== DATA TO USE
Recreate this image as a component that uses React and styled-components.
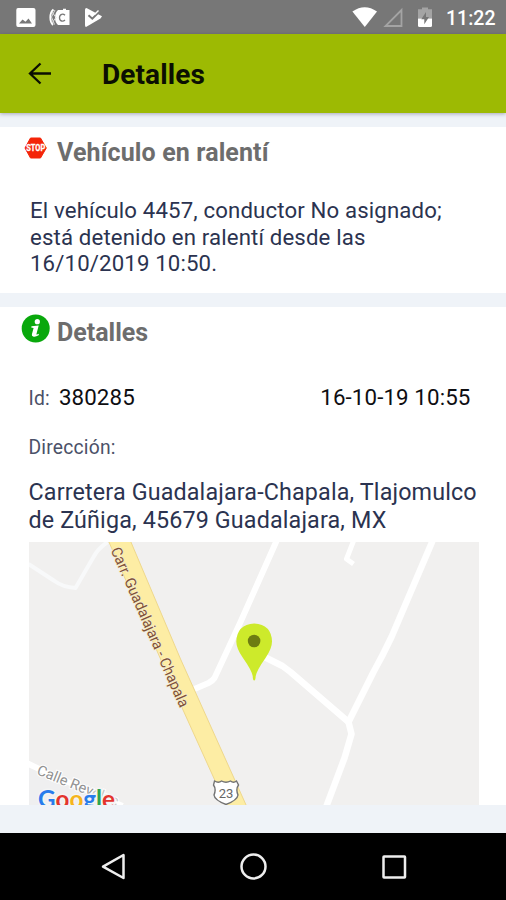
====
== DATA TO USE
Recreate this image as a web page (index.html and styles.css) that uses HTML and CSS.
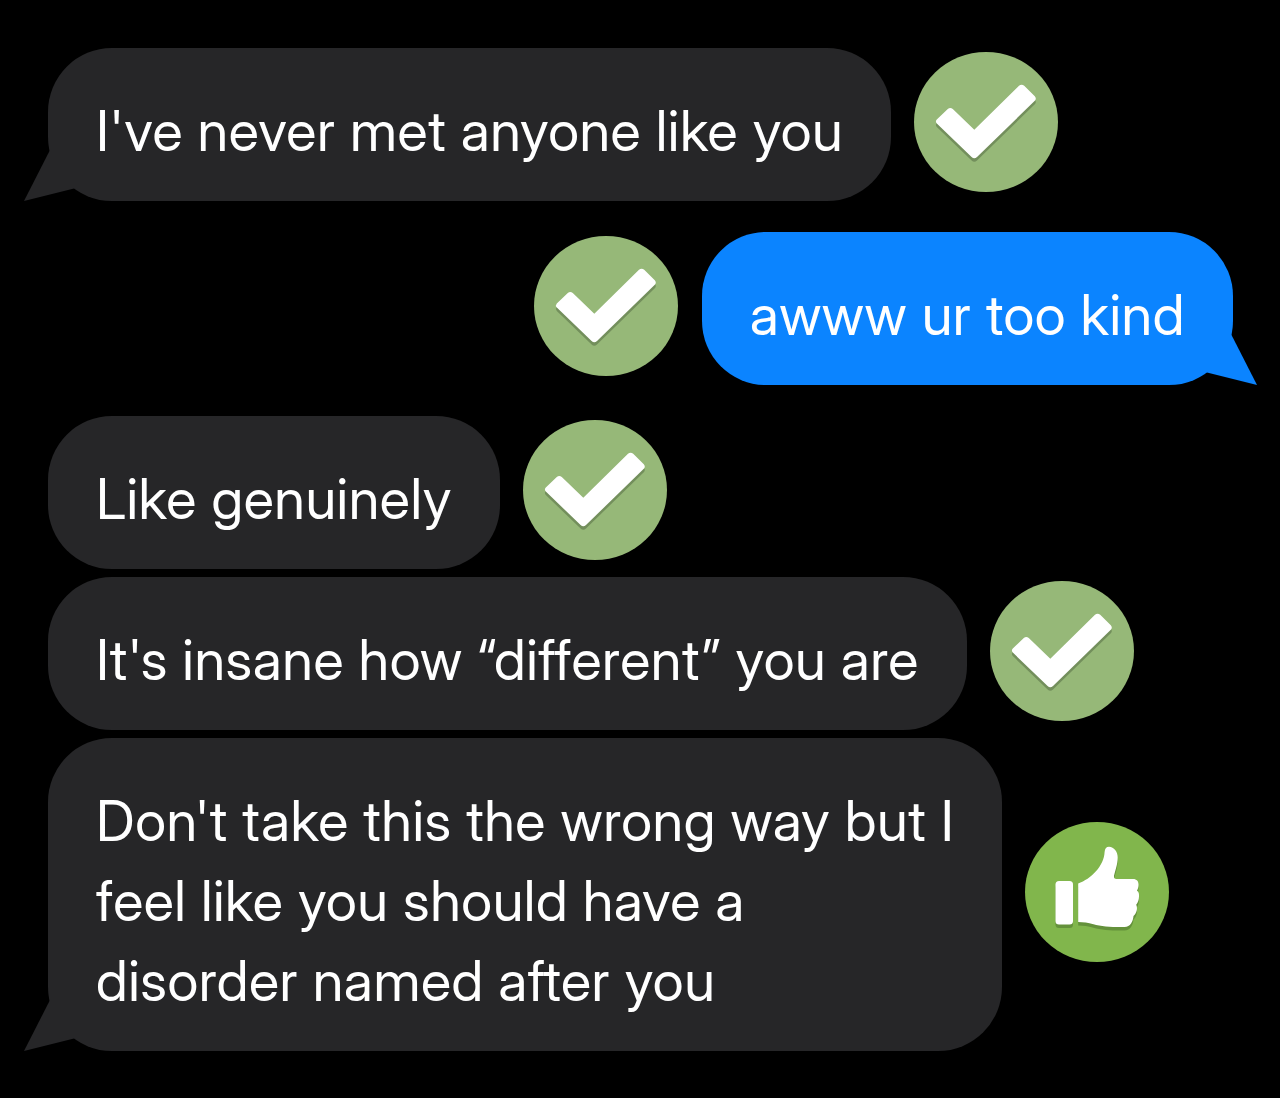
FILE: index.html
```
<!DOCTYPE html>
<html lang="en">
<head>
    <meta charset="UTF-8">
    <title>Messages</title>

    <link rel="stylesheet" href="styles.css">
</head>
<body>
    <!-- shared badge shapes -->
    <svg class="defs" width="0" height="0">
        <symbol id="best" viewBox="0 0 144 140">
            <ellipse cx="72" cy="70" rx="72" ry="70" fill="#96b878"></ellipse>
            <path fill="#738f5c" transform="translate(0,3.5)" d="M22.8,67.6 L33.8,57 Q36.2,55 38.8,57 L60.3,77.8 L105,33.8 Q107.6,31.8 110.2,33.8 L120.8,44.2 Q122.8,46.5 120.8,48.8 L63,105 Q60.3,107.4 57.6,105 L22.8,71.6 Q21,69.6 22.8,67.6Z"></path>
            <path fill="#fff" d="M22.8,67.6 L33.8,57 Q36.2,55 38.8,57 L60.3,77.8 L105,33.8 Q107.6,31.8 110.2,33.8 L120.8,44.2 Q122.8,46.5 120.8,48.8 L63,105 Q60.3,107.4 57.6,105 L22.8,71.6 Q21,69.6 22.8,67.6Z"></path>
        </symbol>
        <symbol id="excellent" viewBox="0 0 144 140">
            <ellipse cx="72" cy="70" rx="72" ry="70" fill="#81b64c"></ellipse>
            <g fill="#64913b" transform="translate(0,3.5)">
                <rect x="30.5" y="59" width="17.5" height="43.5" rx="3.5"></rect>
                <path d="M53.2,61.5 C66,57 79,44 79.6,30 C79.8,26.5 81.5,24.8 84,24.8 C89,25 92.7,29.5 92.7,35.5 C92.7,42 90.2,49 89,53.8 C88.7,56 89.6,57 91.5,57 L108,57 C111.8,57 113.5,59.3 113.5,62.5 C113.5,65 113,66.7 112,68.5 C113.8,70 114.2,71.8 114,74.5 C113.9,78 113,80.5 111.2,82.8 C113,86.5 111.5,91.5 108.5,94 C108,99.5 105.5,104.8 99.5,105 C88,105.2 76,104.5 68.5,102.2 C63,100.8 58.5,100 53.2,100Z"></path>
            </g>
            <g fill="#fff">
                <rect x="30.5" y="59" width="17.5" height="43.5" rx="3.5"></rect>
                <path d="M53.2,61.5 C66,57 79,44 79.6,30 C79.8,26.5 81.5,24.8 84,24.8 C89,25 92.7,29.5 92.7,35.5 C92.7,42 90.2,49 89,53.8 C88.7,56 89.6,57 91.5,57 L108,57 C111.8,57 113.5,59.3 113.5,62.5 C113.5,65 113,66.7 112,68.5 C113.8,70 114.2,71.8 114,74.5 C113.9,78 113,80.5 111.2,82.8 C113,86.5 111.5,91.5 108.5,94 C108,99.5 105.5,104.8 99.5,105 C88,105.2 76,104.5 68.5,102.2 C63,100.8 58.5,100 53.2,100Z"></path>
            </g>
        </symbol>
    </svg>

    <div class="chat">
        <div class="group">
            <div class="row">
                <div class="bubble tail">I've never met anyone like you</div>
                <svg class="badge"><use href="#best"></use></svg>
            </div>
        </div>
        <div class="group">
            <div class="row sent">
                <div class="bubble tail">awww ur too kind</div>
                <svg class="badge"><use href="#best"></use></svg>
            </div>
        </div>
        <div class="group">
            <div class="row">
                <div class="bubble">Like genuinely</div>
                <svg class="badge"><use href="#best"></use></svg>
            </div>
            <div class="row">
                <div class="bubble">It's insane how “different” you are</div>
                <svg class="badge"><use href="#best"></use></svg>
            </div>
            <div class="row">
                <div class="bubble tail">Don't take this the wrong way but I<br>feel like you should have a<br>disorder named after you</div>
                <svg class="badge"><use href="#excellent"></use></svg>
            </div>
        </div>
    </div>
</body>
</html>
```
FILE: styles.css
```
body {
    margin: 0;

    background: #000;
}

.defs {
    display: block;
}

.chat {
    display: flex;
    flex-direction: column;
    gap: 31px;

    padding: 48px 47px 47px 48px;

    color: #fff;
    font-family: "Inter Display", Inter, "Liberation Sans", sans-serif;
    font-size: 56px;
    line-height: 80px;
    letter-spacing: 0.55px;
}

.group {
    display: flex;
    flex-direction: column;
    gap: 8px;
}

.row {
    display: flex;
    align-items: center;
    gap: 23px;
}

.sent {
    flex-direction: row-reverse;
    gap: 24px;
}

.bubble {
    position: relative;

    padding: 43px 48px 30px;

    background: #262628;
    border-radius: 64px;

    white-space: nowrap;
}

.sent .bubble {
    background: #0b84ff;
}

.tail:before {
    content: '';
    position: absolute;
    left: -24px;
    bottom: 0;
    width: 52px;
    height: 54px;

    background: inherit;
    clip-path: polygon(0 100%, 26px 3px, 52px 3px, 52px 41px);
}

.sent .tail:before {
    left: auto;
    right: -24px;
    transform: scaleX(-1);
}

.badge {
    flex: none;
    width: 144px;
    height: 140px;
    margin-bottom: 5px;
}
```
====
> **JOB**:
Point out every line holding the string "Recreate" and copy it.

> **ANSWER FOR THIS EXERCISE**:
Recreate this image as a component that uses React and styled-components.
Recreate this image as a web page (index.html and styles.css) that uses HTML and CSS.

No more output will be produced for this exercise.